- Data segment:
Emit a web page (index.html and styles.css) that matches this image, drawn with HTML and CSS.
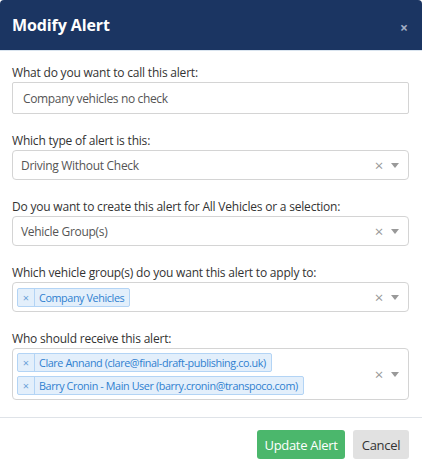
FILE: index.html
```html
<!DOCTYPE html>
<html>
<head>
<meta charset="utf-8">
<link rel="stylesheet" href="styles.css">
</head>
<body>
<div class="modal">
  <div class="modal-header">
    <h1 class="modal-title">Modify Alert</h1>
    <span class="close">×</span>
  </div>
  <div class="modal-body">
    <div class="group">
      <label class="label">What do you want to call this alert:</label>
      <div class="input">Company vehicles no check</div>
    </div>
    <div class="group">
      <label class="label">Which type of alert is this:</label>
      <div class="select">
        <div class="value">Driving Without Check</div>
        <span class="clear">×</span><span class="caret"></span>
      </div>
    </div>
    <div class="group">
      <label class="label">Do you want to create this alert for All Vehicles or a selection:</label>
      <div class="select">
        <div class="value">Vehicle Group(s)</div>
        <span class="clear">×</span><span class="caret"></span>
      </div>
    </div>
    <div class="group">
      <label class="label">Which vehicle group(s) do you want this alert to apply to:</label>
      <div class="select multi">
        <div class="tags">
          <span class="tag"><span class="tag-x">×</span><span class="tag-text">Company Vehicles</span></span>
        </div>
        <span class="clear">×</span><span class="caret"></span>
      </div>
    </div>
    <div class="group">
      <label class="label">Who should receive this alert:</label>
      <div class="select multi">
        <div class="tags">
          <span class="tag"><span class="tag-x">×</span><span class="tag-text">Clare Annand (clare@final-draft-publishing.co.uk)</span></span>
          <span class="tag"><span class="tag-x">×</span><span class="tag-text">Barry Cronin - Main User (barry.cronin@transpoco.com)</span></span>
        </div>
        <span class="clear">×</span><span class="caret"></span>
      </div>
    </div>
  </div>
  <div class="modal-footer">
    <button class="btn btn-primary">Update Alert</button>
    <button class="btn btn-default">Cancel</button>
  </div>
</div>
</body>
</html>
```
FILE: styles.css
```css
html, body {
  margin: 0;
  padding: 0;
  background: #ffffff;
}
body {
  font-family: "Open Sans", "Noto Sans", sans-serif;
  font-size: 12px;
  color: #333;
}
.modal {
  width: 422px;
  height: 471px;
  display: flex;
  flex-direction: column;
  background: #fff;
}
.modal-header {
  height: 50px;
  background: #1b3562;
  border-bottom: 1px solid #d9e4ef;
  border-radius: 4px 4px 0 0;
  display: flex;
  align-items: center;
  justify-content: space-between;
  padding: 0 14px 0 12px;
  flex-shrink: 0;
}
.modal-title {
  margin: 0;
  color: #fff;
  font-size: 16px;
  font-weight: 700;
  letter-spacing: -0.1px;
}
.close {
  color: #a3aec4;
  font-size: 14px;
  font-weight: 700;
  margin-top: 4px;
}
.modal-body {
  padding: 13px 13px 17px 12px;
  display: flex;
  flex-direction: column;
  gap: 18px;
  border-bottom: 1px solid #dfe3e8;
}
.group {
  display: flex;
  flex-direction: column;
}
.label {
  line-height: 17px;
  margin-bottom: 1px;
  color: #333;
  letter-spacing: -0.2px;
}
.input {
  height: 32px;
  box-sizing: border-box;
  border: 1px solid #d4d4d4;
  border-radius: 2px;
  padding: 0 10px;
  display: flex;
  align-items: center;
  color: #555;
  letter-spacing: -0.35px;
}
.select {
  min-height: 30px;
  box-sizing: border-box;
  border: 1px solid #d4d4d4;
  border-radius: 4px;
  padding: 0 8px 0 8px;
  display: flex;
  align-items: center;
  color: #555;
}
.value {
  flex: 1;
  letter-spacing: -0.3px;
}
.clear {
  color: #999;
  font-size: 15px;
  width: 12px;
  text-align: center;
  margin-right: 6px;
}
.caret {
  width: 0;
  height: 0;
  border-left: 4px solid transparent;
  border-right: 4px solid transparent;
  border-top: 5px solid #999;
  margin-right: 1px;
}
.multi {
  padding: 4px 8px 4px 4px;
}
.tags {
  flex: 1;
  display: flex;
  flex-direction: column;
  align-items: flex-start;
  gap: 4px;
}
.tag {
  display: inline-flex;
  align-items: stretch;
  height: 19px;
  box-sizing: border-box;
  background: #e3effb;
  border: 1px solid #b3d4f5;
  border-radius: 2px;
  color: #2f7fd0;
  font-size: 10.8px;
  letter-spacing: -0.4px;
}
.tag-x {
  width: 16px;
  display: flex;
  align-items: center;
  justify-content: center;
  border-right: 1px solid #b3d4f5;
  color: #6a9fd8;
  font-size: 11px;
  letter-spacing: 0;
}
.tag-text {
  display: flex;
  align-items: center;
  padding: 0 5px 0 4px;
}
.modal-footer {
  flex: 1;
  display: flex;
  justify-content: flex-end;
  align-items: flex-start;
  gap: 8px;
  padding: 12px 13px 0 0;
}
.btn {
  height: 29px;
  border: none;
  border-radius: 3px;
  font-family: inherit;
  font-size: 13px;
  padding: 0;
  white-space: nowrap;
  letter-spacing: -0.3px;
}
.btn-primary {
  background: #4bb76c;
  color: #fff;
  width: 88px;
}
.btn-default {
  background: #e1e1e1;
  color: #333;
  width: 56px;
}
```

- Required work: Leave out the pictures and restate everything else word for word.

- Answer:
Emit a web page (index.html and styles.css) that matches this image, drawn with HTML and CSS.
FILE: index.html
```html
<!DOCTYPE html>
<html>
<head>
<meta charset="utf-8">
<link rel="stylesheet" href="styles.css">
</head>
<body>
<div class="modal">
  <div class="modal-header">
    <h1 class="modal-title">Modify Alert</h1>
    <span class="close">×</span>
  </div>
  <div class="modal-body">
    <div class="group">
      <label class="label">What do you want to call this alert:</label>
      <div class="input">Company vehicles no check</div>
    </div>
    <div class="group">
      <label class="label">Which type of alert is this:</label>
      <div class="select">
        <div class="value">Driving Without Check</div>
        <span class="clear">×</span><span class="caret"></span>
      </div>
    </div>
    <div class="group">
      <label class="label">Do you want to create this alert for All Vehicles or a selection:</label>
      <div class="select">
        <div class="value">Vehicle Group(s)</div>
        <span class="clear">×</span><span class="caret"></span>
      </div>
    </div>
    <div class="group">
      <label class="label">Which vehicle group(s) do you want this alert to apply to:</label>
      <div class="select multi">
        <div class="tags">
          <span class="tag"><span class="tag-x">×</span><span class="tag-text">Company Vehicles</span></span>
        </div>
        <span class="clear">×</span><span class="caret"></span>
      </div>
    </div>
    <div class="group">
      <label class="label">Who should receive this alert:</label>
      <div class="select multi">
        <div class="tags">
          <span class="tag"><span class="tag-x">×</span><span class="tag-text">Clare Annand (clare@final-draft-publishing.co.uk)</span></span>
          <span class="tag"><span class="tag-x">×</span><span class="tag-text">Barry Cronin - Main User (barry.cronin@transpoco.com)</span></span>
        </div>
        <span class="clear">×</span><span class="caret"></span>
      </div>
    </div>
  </div>
  <div class="modal-footer">
    <button class="btn btn-primary">Update Alert</button>
    <button class="btn btn-default">Cancel</button>
  </div>
</div>
</body>
</html>
```
FILE: styles.css
```css
html, body {
  margin: 0;
  padding: 0;
  background: #ffffff;
}
body {
  font-family: "Open Sans", "Noto Sans", sans-serif;
  font-size: 12px;
  color: #333;
}
.modal {
  width: 422px;
  height: 471px;
  display: flex;
  flex-direction: column;
  background: #fff;
}
.modal-header {
  height: 50px;
  background: #1b3562;
  border-bottom: 1px solid #d9e4ef;
  border-radius: 4px 4px 0 0;
  display: flex;
  align-items: center;
  justify-content: space-between;
  padding: 0 14px 0 12px;
  flex-shrink: 0;
}
.modal-title {
  margin: 0;
  color: #fff;
  font-size: 16px;
  font-weight: 700;
  letter-spacing: -0.1px;
}
.close {
  color: #a3aec4;
  font-size: 14px;
  font-weight: 700;
  margin-top: 4px;
}
.modal-body {
  padding: 13px 13px 17px 12px;
  display: flex;
  flex-direction: column;
  gap: 18px;
  border-bottom: 1px solid #dfe3e8;
}
.group {
  display: flex;
  flex-direction: column;
}
.label {
  line-height: 17px;
  margin-bottom: 1px;
  color: #333;
  letter-spacing: -0.2px;
}
.input {
  height: 32px;
  box-sizing: border-box;
  border: 1px solid #d4d4d4;
  border-radius: 2px;
  padding: 0 10px;
  display: flex;
  align-items: center;
  color: #555;
  letter-spacing: -0.35px;
}
.select {
  min-height: 30px;
  box-sizing: border-box;
  border: 1px solid #d4d4d4;
  border-radius: 4px;
  padding: 0 8px 0 8px;
  display: flex;
  align-items: center;
  color: #555;
}
.value {
  flex: 1;
  letter-spacing: -0.3px;
}
.clear {
  color: #999;
  font-size: 15px;
  width: 12px;
  text-align: center;
  margin-right: 6px;
}
.caret {
  width: 0;
  height: 0;
  border-left: 4px solid transparent;
  border-right: 4px solid transparent;
  border-top: 5px solid #999;
  margin-right: 1px;
}
.multi {
  padding: 4px 8px 4px 4px;
}
.tags {
  flex: 1;
  display: flex;
  flex-direction: column;
  align-items: flex-start;
  gap: 4px;
}
.tag {
  display: inline-flex;
  align-items: stretch;
  height: 19px;
  box-sizing: border-box;
  background: #e3effb;
  border: 1px solid #b3d4f5;
  border-radius: 2px;
  color: #2f7fd0;
  font-size: 10.8px;
  letter-spacing: -0.4px;
}
.tag-x {
  width: 16px;
  display: flex;
  align-items: center;
  justify-content: center;
  border-right: 1px solid #b3d4f5;
  color: #6a9fd8;
  font-size: 11px;
  letter-spacing: 0;
}
.tag-text {
  display: flex;
  align-items: center;
  padding: 0 5px 0 4px;
}
.modal-footer {
  flex: 1;
  display: flex;
  justify-content: flex-end;
  align-items: flex-start;
  gap: 8px;
  padding: 12px 13px 0 0;
}
.btn {
  height: 29px;
  border: none;
  border-radius: 3px;
  font-family: inherit;
  font-size: 13px;
  padding: 0;
  white-space: nowrap;
  letter-spacing: -0.3px;
}
.btn-primary {
  background: #4bb76c;
  color: #fff;
  width: 88px;
}
.btn-default {
  background: #e1e1e1;
  color: #333;
  width: 56px;
}
```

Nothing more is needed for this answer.